The land promised to Abram by God had people occupying it. God had HIS people devote these people to destruction in order to fulfill HIS promise. It happened and God wanted us to know it happened. For centuries this information was attested to as historically accurate. (not necessarily complete)
Moses and Joshua were commanded by God to devote these kingdoms according to to HIS plan. The listing of physical territory and each ‘king’ is a display of historical verifiability for generations to come with specific geographic and political information. This victorious God-Given conquest is part of the identity of HIS people, then and now.

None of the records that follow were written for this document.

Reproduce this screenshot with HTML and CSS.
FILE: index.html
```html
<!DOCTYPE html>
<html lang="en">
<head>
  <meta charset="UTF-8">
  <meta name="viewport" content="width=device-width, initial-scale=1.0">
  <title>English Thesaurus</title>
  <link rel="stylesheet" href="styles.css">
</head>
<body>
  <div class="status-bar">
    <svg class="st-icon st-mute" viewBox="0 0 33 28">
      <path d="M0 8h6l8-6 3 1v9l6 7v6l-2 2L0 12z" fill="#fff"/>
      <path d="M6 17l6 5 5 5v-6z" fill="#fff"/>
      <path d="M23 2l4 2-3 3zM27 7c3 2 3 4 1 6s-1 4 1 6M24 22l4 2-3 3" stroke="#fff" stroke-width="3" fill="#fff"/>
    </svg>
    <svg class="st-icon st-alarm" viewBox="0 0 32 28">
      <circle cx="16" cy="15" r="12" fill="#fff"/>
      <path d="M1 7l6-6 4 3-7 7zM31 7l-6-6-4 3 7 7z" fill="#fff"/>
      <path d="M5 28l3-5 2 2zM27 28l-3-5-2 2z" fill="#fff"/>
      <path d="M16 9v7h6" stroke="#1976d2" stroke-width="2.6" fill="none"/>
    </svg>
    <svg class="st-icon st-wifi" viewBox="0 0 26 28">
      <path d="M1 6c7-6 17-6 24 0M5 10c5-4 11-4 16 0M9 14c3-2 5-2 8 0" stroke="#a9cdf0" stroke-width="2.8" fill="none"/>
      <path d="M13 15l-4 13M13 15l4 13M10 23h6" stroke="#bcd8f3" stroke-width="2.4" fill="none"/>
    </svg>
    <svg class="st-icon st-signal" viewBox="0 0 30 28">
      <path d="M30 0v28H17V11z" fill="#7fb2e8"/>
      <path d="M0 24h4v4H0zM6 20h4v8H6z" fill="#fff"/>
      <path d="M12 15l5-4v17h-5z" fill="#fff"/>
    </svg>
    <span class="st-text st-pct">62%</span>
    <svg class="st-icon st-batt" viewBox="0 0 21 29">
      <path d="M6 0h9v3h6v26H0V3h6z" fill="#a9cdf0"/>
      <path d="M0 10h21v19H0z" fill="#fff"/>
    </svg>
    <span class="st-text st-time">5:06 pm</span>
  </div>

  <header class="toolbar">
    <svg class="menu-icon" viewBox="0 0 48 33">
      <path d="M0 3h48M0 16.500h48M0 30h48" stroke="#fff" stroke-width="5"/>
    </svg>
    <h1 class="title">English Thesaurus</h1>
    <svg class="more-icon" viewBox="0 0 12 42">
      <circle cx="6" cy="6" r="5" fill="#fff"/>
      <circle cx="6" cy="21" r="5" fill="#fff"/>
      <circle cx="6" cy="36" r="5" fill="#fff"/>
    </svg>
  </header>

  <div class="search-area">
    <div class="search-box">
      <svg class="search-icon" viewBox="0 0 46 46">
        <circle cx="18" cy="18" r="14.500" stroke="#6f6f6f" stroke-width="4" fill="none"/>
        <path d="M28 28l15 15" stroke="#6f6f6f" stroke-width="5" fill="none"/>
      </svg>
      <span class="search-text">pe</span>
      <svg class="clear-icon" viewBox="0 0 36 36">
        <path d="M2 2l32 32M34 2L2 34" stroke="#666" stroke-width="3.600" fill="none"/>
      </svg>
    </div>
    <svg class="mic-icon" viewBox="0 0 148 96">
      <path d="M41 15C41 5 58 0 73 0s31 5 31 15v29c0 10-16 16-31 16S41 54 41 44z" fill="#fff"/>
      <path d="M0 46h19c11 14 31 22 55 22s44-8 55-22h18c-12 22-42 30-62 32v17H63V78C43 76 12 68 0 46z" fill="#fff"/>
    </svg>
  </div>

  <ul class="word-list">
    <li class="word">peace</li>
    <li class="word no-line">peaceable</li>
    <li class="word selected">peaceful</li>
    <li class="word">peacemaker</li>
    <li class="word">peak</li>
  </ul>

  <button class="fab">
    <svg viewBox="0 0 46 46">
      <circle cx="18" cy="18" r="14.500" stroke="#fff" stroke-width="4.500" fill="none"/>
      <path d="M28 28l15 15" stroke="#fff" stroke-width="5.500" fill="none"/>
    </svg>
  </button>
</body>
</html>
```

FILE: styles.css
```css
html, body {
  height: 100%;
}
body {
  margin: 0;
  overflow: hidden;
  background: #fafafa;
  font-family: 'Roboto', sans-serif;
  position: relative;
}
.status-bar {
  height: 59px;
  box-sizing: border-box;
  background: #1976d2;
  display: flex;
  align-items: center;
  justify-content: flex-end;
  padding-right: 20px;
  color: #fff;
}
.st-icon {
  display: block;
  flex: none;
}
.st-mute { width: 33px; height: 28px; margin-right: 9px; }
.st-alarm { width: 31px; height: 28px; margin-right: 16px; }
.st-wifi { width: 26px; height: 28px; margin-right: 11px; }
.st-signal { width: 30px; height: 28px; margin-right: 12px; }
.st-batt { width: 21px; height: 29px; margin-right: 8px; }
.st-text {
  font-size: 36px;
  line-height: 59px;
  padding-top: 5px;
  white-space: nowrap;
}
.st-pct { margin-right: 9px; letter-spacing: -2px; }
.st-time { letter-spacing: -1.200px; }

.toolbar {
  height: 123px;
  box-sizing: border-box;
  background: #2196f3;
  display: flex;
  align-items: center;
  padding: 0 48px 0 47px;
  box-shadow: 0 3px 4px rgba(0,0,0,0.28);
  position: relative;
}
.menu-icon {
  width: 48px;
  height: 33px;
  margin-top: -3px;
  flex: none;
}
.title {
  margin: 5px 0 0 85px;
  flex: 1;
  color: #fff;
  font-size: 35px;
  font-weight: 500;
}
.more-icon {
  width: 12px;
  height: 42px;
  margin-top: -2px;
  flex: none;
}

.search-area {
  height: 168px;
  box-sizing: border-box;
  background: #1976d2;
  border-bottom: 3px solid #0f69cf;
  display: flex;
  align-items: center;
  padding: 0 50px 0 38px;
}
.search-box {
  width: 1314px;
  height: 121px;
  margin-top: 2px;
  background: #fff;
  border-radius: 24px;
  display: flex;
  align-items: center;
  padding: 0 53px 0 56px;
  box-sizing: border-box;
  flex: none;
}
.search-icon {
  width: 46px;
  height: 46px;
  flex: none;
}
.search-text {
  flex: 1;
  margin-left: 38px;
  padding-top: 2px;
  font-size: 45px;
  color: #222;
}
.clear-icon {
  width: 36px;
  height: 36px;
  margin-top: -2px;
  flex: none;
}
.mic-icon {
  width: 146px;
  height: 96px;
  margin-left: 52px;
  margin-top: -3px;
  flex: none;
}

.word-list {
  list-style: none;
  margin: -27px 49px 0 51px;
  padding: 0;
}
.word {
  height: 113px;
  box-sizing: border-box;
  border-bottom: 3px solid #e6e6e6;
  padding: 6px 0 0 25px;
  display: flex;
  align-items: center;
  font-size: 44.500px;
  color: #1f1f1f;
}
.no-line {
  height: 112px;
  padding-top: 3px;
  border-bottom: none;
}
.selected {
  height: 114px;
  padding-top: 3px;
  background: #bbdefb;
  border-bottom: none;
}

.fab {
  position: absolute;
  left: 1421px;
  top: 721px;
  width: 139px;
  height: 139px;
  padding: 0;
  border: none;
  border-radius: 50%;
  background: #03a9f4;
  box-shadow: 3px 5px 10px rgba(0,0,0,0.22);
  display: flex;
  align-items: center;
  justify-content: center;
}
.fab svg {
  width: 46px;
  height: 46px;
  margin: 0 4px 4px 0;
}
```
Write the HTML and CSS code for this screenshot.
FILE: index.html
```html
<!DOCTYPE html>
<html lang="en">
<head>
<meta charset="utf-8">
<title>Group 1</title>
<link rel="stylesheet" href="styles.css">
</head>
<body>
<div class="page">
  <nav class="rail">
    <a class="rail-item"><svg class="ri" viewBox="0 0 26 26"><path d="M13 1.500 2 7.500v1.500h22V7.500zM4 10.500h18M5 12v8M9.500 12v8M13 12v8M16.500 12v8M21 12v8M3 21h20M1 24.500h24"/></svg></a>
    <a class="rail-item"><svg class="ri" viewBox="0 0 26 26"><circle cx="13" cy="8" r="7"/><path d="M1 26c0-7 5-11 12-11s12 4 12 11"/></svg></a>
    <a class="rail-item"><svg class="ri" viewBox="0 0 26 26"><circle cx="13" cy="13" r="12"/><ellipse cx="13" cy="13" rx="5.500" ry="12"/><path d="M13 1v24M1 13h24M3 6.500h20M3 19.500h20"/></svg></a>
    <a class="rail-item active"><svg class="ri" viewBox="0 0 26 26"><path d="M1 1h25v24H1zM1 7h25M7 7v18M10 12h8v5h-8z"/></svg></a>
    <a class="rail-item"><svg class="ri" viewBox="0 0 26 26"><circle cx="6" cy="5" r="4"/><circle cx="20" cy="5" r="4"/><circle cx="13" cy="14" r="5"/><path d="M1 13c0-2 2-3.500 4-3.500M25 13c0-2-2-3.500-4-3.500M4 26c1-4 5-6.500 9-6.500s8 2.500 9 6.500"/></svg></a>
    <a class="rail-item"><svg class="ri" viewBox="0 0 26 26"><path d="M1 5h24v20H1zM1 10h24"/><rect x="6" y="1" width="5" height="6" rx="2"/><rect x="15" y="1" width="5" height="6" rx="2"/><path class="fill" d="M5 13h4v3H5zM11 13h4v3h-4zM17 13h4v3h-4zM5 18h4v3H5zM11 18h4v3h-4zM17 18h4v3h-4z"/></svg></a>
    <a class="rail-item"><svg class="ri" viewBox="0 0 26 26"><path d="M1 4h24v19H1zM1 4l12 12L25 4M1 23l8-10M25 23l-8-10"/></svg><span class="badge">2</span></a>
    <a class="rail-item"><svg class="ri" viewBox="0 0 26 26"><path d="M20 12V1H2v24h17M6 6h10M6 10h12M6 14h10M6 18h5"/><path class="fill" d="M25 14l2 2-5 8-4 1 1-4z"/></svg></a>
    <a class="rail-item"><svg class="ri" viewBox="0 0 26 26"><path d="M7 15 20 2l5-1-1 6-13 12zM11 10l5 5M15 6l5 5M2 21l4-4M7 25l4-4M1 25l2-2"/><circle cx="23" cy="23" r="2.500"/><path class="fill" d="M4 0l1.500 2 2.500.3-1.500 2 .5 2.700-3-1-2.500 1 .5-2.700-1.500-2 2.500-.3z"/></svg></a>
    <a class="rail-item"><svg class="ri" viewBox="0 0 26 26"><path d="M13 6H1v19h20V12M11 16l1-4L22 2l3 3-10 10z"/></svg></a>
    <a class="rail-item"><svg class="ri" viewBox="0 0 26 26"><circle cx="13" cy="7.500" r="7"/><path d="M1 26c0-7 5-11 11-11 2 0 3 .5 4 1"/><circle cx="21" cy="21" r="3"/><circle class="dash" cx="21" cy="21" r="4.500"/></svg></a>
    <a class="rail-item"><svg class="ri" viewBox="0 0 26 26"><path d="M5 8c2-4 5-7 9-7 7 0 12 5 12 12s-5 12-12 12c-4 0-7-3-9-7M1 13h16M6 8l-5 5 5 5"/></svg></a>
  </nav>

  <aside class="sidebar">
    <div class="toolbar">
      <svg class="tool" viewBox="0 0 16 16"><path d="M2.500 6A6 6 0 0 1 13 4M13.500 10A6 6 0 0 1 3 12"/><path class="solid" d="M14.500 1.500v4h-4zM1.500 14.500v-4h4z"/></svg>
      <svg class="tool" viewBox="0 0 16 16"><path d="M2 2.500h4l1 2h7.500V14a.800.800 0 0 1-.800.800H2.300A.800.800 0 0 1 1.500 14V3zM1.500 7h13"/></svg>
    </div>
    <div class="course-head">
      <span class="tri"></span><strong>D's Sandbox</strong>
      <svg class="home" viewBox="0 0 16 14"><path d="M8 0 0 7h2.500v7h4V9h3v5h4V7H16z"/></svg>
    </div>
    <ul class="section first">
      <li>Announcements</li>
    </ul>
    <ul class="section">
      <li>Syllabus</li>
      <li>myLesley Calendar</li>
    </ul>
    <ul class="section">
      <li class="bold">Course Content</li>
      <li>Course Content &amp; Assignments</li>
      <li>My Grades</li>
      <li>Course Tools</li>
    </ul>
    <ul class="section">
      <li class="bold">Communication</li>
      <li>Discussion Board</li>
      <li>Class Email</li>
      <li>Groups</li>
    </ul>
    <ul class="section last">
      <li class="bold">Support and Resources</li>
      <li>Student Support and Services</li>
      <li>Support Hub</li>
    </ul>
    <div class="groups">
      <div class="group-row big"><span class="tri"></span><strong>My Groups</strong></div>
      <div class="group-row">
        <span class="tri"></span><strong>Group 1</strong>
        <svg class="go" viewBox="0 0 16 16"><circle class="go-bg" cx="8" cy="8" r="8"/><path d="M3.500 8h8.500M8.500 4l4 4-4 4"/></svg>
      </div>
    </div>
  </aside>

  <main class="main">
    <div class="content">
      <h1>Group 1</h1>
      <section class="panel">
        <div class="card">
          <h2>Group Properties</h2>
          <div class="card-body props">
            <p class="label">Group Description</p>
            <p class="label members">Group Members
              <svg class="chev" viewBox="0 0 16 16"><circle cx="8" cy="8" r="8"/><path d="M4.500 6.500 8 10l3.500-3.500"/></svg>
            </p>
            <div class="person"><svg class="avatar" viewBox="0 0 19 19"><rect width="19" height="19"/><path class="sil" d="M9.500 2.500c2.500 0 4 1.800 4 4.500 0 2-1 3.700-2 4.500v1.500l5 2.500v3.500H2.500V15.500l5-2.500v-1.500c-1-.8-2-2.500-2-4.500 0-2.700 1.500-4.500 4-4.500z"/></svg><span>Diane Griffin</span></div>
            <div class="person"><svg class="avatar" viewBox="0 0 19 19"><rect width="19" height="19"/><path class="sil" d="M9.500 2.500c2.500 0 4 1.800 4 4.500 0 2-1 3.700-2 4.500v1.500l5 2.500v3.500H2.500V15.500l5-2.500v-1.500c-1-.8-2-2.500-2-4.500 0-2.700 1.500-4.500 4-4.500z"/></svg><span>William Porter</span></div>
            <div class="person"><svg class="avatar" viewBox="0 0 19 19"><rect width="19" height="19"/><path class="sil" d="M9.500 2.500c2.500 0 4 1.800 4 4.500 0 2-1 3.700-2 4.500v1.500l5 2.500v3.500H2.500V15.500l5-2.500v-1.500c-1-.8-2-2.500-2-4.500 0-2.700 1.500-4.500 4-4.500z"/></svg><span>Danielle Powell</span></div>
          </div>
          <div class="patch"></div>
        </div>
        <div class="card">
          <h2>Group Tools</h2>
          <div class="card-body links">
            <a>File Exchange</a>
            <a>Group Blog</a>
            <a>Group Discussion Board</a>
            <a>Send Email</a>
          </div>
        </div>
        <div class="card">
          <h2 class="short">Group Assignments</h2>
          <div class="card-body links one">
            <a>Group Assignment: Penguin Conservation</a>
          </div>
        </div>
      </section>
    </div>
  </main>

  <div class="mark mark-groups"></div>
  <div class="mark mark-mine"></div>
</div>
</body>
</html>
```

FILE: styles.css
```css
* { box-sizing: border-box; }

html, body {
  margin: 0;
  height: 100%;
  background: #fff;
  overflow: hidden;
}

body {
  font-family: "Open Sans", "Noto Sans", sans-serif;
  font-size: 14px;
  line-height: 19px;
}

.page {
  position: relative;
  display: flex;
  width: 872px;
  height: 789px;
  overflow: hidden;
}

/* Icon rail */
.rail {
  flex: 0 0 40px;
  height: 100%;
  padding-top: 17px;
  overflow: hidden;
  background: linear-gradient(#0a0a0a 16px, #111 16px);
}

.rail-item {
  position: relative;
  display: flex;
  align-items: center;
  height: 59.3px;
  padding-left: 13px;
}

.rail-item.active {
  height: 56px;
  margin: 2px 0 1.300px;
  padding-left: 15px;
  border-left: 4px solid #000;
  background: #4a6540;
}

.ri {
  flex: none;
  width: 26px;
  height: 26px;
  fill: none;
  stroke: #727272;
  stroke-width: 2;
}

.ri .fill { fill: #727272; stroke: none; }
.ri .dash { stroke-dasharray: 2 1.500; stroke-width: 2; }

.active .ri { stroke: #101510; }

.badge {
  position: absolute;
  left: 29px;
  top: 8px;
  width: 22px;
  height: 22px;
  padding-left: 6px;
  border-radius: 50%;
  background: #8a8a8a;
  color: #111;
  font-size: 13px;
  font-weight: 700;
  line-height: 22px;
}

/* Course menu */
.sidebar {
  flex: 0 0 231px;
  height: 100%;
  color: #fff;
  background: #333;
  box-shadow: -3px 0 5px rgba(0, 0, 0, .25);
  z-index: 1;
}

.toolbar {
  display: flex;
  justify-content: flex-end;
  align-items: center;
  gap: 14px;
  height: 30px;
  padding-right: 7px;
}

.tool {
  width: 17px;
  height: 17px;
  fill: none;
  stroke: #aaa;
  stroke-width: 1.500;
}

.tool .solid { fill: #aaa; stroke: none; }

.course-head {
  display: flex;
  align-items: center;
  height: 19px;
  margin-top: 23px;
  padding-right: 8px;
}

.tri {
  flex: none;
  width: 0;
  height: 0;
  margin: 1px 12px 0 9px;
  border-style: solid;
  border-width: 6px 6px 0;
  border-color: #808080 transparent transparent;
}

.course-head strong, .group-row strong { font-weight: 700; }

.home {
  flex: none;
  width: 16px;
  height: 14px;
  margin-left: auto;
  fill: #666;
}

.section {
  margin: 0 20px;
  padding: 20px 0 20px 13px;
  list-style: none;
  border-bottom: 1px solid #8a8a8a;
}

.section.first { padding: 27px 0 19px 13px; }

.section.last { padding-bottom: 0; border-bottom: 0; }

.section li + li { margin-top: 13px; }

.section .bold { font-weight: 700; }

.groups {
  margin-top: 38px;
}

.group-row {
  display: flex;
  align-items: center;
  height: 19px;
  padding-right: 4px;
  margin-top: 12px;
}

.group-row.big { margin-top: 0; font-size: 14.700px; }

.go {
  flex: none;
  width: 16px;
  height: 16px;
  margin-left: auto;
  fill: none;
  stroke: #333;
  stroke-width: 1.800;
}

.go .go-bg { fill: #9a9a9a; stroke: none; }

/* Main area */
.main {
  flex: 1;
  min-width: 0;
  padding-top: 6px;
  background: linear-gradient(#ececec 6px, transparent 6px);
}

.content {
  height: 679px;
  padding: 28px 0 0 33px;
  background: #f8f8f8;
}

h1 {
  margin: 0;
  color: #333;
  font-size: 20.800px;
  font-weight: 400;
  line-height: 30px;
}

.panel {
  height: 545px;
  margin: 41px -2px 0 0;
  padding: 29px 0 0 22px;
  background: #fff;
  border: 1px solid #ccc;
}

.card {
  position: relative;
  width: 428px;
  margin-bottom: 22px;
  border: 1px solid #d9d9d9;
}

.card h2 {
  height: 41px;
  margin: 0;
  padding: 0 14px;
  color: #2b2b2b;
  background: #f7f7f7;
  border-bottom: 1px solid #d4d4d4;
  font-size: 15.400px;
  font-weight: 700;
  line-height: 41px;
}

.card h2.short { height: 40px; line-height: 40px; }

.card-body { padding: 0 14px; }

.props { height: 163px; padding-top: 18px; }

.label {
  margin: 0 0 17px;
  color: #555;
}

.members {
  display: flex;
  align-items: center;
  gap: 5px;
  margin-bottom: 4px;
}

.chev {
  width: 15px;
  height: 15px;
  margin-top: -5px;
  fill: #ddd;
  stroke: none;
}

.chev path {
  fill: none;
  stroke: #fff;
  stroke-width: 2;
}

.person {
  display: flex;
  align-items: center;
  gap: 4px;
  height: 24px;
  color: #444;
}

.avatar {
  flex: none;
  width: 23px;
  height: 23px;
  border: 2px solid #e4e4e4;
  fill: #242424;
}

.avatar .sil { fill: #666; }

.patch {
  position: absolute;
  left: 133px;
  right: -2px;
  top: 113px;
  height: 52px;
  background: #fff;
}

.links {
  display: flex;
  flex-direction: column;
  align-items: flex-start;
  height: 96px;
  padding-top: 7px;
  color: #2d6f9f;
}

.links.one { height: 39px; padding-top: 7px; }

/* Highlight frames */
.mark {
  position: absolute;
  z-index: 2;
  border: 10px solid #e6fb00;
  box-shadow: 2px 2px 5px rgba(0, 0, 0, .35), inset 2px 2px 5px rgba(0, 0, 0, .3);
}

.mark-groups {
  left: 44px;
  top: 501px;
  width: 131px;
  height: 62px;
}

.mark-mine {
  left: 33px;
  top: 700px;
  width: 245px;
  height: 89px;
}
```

At this point God’s people begin to occupy The Promised Land, but it is not a completed conquest of all the territory promised to Abram. Up to this point there has been unified obedience under Joshua (except 1st battle of Ai).
BIG Themes of the Book of Joshua:
- Obedience fuels the miraculous
- God’s People can possess what God promises them
- God’s People are strong & courageous when they trust HIM
- The value of our faith in God is found in our acting on it
- Disobedience leads to disaster
- Leadership matters to all of us
- God always fulfills His Promises
Why is it important for a follower of Christ to embrace the Historicity of the Hebrew Scriptures?
How does YOUR historical understanding of all Scripture influence your life as a disciple of Christ?
Which ones of the seven themes listed above do you fully resonate with? Which ones do you not fully agree with?
VISION & PRACTICE:
God has embedded history into Scripture and The Scripture contains verifiable history for us to see HIM at work in HIS Story. Might we grow in our practice of applying historical context to our understanding of God’s Word.